Under Chapter 5, the Constitution defines ordinary courts for all cases except those involving constitutional review. It also defines military courts as extraordinary courts for military justice matters. Both ordinary courts and military courts have the Supreme Court of Korea as their highest court.

Generally, ordinary courts have a three-level hierarchy with independent judges, 14 Supreme Court Justices by statute, and one Chief Justice of the Supreme Court among the justices. Military courts, on the other hand, are organized only in the first instance of a three-level hierarchy at peacetime. Their final appellate always falls under the jurisdiction of the Supreme Court, even in wartime.
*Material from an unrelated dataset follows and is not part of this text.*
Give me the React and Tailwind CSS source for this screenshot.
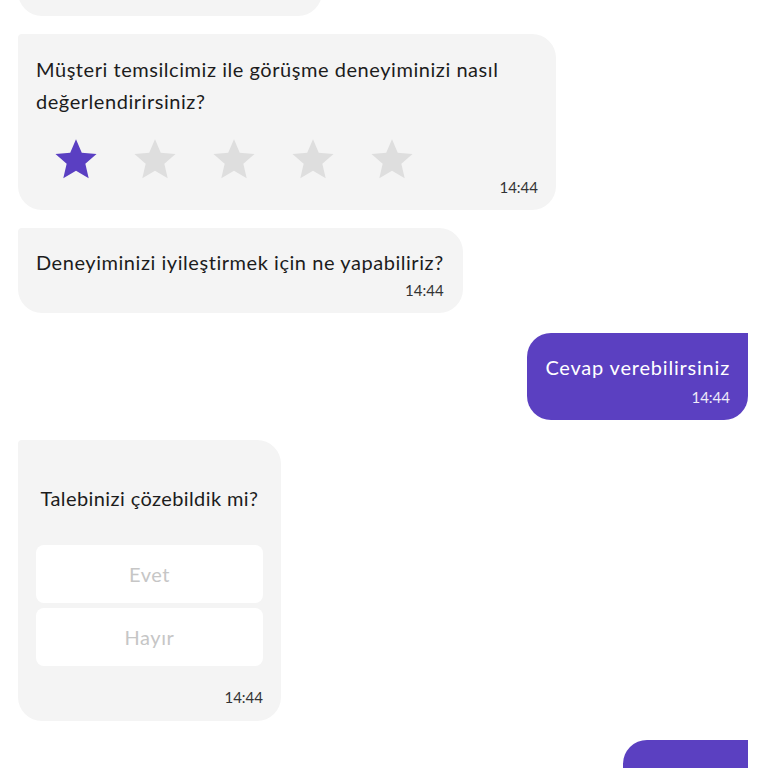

Under Chapter 6 of the Constitution, the Constitutional Court of Korea is defined as the highest court on matters of constitutional review, including judicial review, impeachment, and dissolution of unconstitutional political parties; competence dispute among government agencies; and Constitutional complaint. It comprises nine justices by the constitution and one President of Constitutional court among the justices.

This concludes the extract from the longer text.